Columbia Bancorp posts $56,000 for quarter


April 26, 2000|By Bill Atkinson | Bill Atkinson,SUN STAFF

Columbia Bancorp said yesterday that it made $56,000 in the first quarter, after one-time merger-related charges of $2.21 million recorded in connection with its acquisition of Suburban Bancshares.

The banking company, which is based in Columbia, made 1 cent per diluted share in the March 31 quarter, compared with 21 cents per diluted share in the corresponding period in 1999.

Before the merger charges, Columbia Bancorp had income of $1.63 million in the quarter, up 4.6 percent from $1.56 million in the first quarter in 1999.

"I feel very good about where we are," said John M. Bond Jr., Columbia Bancorp's president and chief executive. "I am actually proud of the fact that we were able to turn a profit, albeit a small one, and still absorb $2.2 million in merger-related costs."

Columbia Bancorp completed its acquisition of Suburban on March 8. The deal gave it $220 million in assets and increased its branch network from 15 to 23 branches.
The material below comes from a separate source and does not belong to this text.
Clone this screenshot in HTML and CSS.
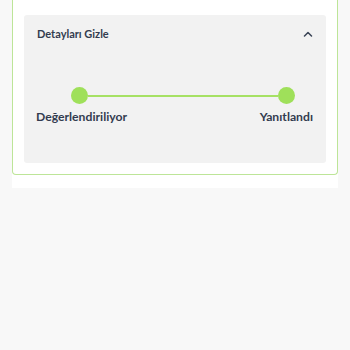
FILE: index.html
```html
<!DOCTYPE html>
<html lang="tr">
<head>
<meta charset="utf-8">
<link rel="stylesheet" href="styles.css">
</head>
<body>
<div class="shell">
  <div class="card">
    <div class="details">
      <div class="details-head">
        <span class="details-title">Detayları Gizle</span>
        <svg class="chevron" width="10" height="6" viewBox="0 0 10 6"><path d="M1.5 5 L5 1.5 L8.5 5" fill="none" stroke="#3a4456" stroke-width="1.5" stroke-linecap="round" stroke-linejoin="round"/></svg>
      </div>
      <div class="track">
        <span class="dot"></span>
        <span class="line"></span>
        <span class="dot"></span>
      </div>
      <div class="labels">
        <span class="label">Değerlendiriliyor</span>
        <span class="label">Yanıtlandı</span>
      </div>
    </div>
  </div>
</div>
</body>
</html>
```

FILE: styles.css
```css
html, body {
  margin: 0;
  padding: 0;
  background: #f8f8f8;
}
body {
  font-family: "Lato", "Inter", sans-serif;
  color: #323c4f;
}
.shell {
  margin: 0 12px;
  width: 326px;
  background: #ffffff;
  padding-bottom: 13px;
}
.card {
  border: 1px solid #bde598;
  border-top: none;
  border-radius: 0 0 4px 4px;
  padding: 15px 11px 11px 11px;
}
.details {
  background: #f2f2f2;
  border-radius: 3px;
  height: 148px;
  box-sizing: border-box;
  padding: 11px 12px 0 12px;
}
.details-head {
  display: flex;
  align-items: center;
  justify-content: space-between;
  height: 16px;
  padding-left: 1px;
  padding-right: 0;
}
.details-title {
  font-size: 11px;
  font-weight: 700;
  line-height: 16px;
}
.chevron {
  display: block;
  margin-right: 1px;
}
.track {
  display: flex;
  align-items: center;
  margin-top: 45px;
  padding-left: 35px;
  padding-right: 19px;
}
.dot {
  width: 17px;
  height: 17px;
  border-radius: 50%;
  background: #9fe05a;
  flex: none;
}
.line {
  flex: 1;
  height: 2px;
  background: #a6e164;
}
.labels {
  display: flex;
  justify-content: space-between;
  margin-top: 5px;
  padding-right: 1px;
}
.label {
  font-size: 12.2px;
  font-weight: 700;
  line-height: 16px;
}
```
It also gave the company a foothold in Prince George's and Montgomery counties.

In the quarter, Columbia Bancorp's assets rose 6.7 percent to $716.5 million, compared with assets of $671.6 million in the quarter ending March 31, 1999. Loans jumped 15.1 percent to $469.2 million, compared with $407.7 million. Deposits increased 5.7 percent, to $579 million from $547.6 million.

Bond was encouraged by the growth, and said the company is building its base to become "the premiere" community bank in the Baltimore-Washington corridor.

"We are in a mode right now where we have work to do to achieve what the potential is," he said.